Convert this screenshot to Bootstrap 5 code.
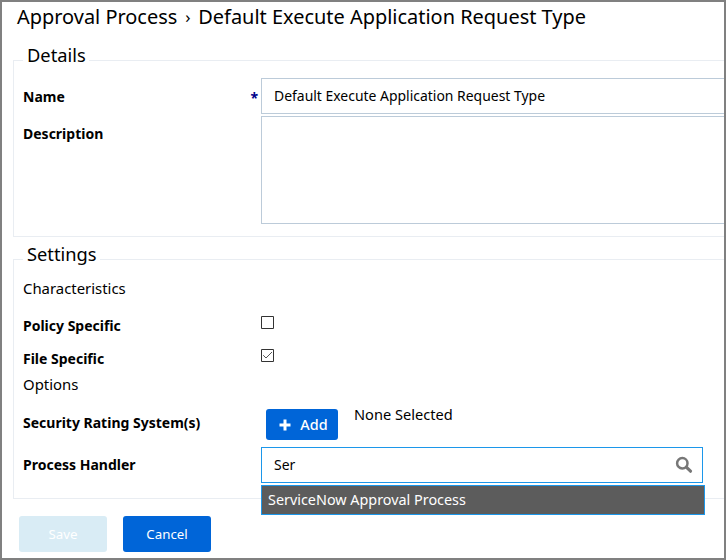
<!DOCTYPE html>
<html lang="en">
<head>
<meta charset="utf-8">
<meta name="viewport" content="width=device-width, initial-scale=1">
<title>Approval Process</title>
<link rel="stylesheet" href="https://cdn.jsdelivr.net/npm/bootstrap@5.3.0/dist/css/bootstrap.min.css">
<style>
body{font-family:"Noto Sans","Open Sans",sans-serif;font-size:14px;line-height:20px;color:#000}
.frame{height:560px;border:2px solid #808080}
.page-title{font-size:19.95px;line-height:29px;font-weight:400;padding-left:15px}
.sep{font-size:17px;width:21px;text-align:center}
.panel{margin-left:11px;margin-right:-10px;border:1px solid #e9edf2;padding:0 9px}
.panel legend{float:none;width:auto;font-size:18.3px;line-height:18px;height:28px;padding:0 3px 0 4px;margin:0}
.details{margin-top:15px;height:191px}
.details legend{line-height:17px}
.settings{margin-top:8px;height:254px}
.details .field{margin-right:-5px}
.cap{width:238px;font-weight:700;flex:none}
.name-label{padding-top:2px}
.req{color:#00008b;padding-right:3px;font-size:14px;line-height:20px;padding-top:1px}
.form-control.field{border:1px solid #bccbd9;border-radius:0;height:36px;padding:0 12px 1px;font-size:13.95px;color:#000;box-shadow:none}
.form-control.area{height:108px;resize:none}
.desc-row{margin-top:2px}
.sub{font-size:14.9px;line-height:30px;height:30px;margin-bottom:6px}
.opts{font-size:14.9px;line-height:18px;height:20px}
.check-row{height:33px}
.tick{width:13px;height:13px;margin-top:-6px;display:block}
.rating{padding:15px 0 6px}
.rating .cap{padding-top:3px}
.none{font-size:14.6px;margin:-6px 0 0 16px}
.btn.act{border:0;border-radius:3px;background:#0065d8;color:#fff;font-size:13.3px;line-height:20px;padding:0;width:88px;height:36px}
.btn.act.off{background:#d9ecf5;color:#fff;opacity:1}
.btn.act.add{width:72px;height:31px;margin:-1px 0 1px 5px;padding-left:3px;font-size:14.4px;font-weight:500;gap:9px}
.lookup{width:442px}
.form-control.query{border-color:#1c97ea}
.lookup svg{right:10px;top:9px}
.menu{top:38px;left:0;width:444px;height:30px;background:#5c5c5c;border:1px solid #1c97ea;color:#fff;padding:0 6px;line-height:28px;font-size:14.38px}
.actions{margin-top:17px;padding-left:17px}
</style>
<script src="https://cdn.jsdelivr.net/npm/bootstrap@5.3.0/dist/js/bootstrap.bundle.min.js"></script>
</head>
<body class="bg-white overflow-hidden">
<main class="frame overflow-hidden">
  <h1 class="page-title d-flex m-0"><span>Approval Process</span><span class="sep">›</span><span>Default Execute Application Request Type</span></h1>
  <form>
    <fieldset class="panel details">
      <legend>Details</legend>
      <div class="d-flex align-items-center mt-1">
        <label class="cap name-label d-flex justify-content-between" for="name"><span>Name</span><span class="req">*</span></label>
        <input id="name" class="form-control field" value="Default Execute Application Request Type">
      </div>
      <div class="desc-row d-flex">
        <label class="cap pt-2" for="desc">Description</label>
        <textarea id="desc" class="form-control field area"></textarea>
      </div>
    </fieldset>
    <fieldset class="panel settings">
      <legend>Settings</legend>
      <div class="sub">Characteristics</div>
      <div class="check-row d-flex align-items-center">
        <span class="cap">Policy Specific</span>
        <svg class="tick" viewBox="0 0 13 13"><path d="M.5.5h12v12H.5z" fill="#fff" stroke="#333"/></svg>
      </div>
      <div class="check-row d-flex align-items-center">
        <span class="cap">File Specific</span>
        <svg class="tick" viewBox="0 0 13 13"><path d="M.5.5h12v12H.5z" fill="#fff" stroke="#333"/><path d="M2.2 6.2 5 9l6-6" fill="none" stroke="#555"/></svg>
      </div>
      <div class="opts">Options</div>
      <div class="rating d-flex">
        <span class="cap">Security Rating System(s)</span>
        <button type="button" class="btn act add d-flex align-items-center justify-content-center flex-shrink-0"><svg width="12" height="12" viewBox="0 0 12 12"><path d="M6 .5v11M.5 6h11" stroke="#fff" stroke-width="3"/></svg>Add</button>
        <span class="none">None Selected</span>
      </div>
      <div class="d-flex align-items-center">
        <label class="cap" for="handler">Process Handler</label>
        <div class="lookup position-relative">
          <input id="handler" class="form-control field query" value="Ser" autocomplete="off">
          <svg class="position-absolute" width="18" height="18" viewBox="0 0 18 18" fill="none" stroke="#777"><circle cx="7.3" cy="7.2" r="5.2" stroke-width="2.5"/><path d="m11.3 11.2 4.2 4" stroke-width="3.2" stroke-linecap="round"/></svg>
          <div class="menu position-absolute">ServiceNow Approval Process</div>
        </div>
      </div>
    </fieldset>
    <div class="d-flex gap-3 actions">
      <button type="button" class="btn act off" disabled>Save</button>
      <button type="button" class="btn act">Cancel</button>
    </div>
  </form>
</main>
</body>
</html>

━━━━━━━━━━━━━━━━

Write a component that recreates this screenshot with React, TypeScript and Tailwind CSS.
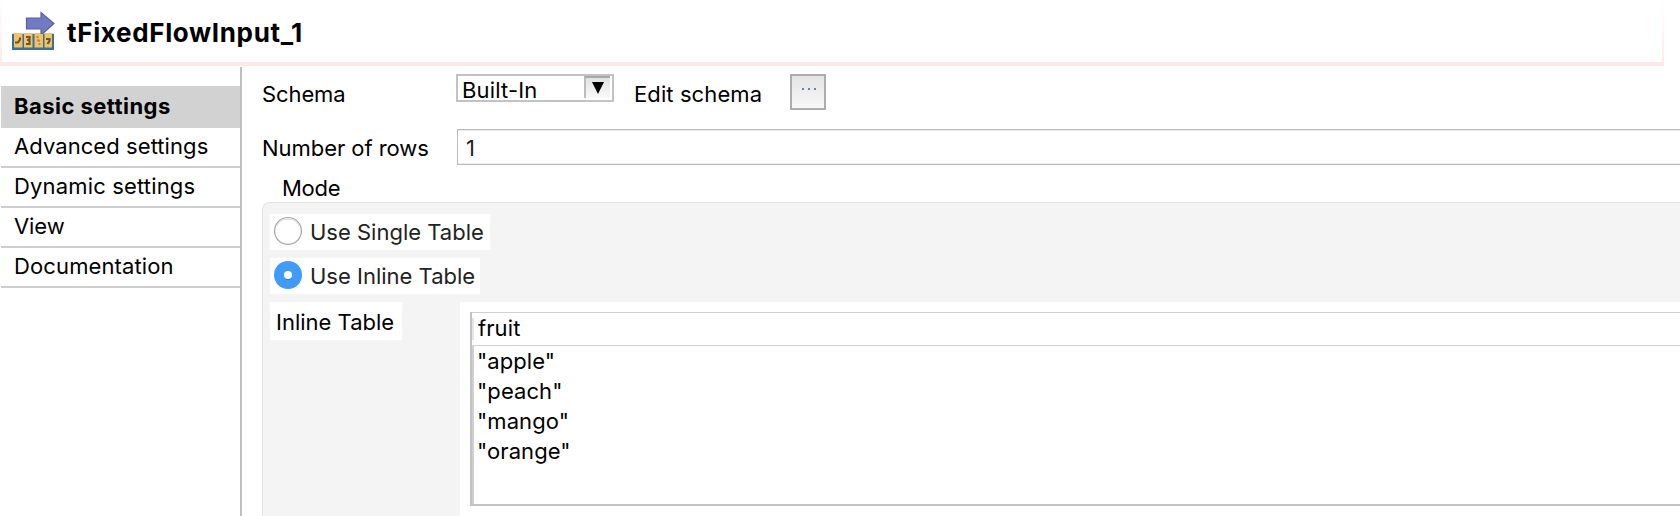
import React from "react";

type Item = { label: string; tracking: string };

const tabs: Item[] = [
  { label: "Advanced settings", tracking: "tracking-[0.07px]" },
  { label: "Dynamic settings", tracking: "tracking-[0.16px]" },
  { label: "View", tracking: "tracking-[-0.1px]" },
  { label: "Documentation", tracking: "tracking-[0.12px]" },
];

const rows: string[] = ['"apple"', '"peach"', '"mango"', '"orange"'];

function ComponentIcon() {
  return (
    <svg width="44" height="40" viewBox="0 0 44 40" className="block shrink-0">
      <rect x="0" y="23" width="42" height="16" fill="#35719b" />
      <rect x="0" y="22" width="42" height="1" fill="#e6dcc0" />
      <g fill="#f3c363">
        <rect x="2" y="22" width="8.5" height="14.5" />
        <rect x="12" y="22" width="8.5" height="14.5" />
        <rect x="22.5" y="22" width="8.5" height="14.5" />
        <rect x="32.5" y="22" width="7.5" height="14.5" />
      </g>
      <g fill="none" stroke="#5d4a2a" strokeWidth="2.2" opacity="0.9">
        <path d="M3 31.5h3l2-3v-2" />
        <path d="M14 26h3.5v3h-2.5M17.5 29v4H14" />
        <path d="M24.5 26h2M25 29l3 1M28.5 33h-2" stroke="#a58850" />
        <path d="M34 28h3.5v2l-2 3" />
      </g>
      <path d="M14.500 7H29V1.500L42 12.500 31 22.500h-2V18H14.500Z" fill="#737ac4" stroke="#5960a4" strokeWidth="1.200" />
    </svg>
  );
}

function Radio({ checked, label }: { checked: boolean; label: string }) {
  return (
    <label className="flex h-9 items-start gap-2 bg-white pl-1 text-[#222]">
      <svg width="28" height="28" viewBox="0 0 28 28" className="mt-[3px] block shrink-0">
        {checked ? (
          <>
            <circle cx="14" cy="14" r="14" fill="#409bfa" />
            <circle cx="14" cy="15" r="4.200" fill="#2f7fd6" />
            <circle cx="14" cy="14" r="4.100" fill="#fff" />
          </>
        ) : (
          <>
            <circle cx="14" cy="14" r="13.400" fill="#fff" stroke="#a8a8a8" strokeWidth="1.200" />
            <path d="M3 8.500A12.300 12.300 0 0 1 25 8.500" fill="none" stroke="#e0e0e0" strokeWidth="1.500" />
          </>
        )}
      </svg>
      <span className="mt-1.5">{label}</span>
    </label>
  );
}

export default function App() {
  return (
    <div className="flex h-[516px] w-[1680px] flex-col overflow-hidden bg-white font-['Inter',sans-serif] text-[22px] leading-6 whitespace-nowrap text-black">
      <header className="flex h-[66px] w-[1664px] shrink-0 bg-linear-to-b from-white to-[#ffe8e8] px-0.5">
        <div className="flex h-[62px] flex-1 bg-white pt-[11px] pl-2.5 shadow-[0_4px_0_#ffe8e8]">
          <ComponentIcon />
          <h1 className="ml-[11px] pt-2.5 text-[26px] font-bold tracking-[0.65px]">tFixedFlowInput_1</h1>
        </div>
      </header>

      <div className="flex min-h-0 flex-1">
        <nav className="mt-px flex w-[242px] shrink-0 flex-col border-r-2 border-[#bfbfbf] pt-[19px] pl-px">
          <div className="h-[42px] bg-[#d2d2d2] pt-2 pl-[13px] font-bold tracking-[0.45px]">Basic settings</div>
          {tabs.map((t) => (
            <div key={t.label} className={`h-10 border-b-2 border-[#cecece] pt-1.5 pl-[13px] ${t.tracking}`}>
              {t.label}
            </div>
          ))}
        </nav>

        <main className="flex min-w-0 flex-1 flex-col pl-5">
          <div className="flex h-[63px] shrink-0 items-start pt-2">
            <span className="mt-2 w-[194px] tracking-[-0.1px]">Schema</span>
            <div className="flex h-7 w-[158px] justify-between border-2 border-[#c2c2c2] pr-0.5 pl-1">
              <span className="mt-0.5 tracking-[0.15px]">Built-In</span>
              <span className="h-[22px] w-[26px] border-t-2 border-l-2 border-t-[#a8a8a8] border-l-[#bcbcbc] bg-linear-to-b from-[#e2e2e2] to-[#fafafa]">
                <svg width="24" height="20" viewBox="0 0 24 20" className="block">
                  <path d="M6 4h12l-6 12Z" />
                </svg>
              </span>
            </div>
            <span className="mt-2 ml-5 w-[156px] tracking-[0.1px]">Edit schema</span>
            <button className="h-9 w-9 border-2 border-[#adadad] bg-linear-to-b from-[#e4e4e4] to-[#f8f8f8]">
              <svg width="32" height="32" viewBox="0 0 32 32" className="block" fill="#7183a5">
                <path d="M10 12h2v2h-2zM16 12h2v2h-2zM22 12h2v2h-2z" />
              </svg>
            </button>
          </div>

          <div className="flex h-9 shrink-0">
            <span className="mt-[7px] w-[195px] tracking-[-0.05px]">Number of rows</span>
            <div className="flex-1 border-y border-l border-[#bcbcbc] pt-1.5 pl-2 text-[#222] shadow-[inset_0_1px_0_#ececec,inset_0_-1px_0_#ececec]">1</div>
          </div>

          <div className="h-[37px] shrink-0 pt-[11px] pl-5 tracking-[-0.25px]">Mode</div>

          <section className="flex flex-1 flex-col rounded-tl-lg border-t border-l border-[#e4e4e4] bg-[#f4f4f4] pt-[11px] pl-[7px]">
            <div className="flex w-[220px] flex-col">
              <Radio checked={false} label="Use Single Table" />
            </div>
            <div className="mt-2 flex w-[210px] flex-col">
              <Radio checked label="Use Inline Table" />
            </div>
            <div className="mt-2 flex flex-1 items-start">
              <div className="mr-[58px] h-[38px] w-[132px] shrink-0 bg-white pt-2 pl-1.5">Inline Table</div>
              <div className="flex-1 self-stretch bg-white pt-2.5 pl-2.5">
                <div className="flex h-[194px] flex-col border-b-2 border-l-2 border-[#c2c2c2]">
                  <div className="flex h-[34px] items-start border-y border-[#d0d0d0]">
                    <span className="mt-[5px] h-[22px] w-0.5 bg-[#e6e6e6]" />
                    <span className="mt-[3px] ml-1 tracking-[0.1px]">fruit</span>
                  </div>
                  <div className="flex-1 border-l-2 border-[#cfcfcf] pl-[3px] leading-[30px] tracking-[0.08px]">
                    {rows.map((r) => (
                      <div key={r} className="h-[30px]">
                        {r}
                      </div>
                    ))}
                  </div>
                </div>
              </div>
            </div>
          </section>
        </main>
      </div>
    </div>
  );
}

━━━━━━━━━━━━━━━━

Problem description: Skip all pictures and retype only the stretch from the line that holds "Write a component" through the line that holds "string; tracking: string", exactly as written.

Completed task:
Write a component that recreates this screenshot with React, TypeScript and Tailwind CSS.
import React from "react";

type Item = { label: string; tracking: string };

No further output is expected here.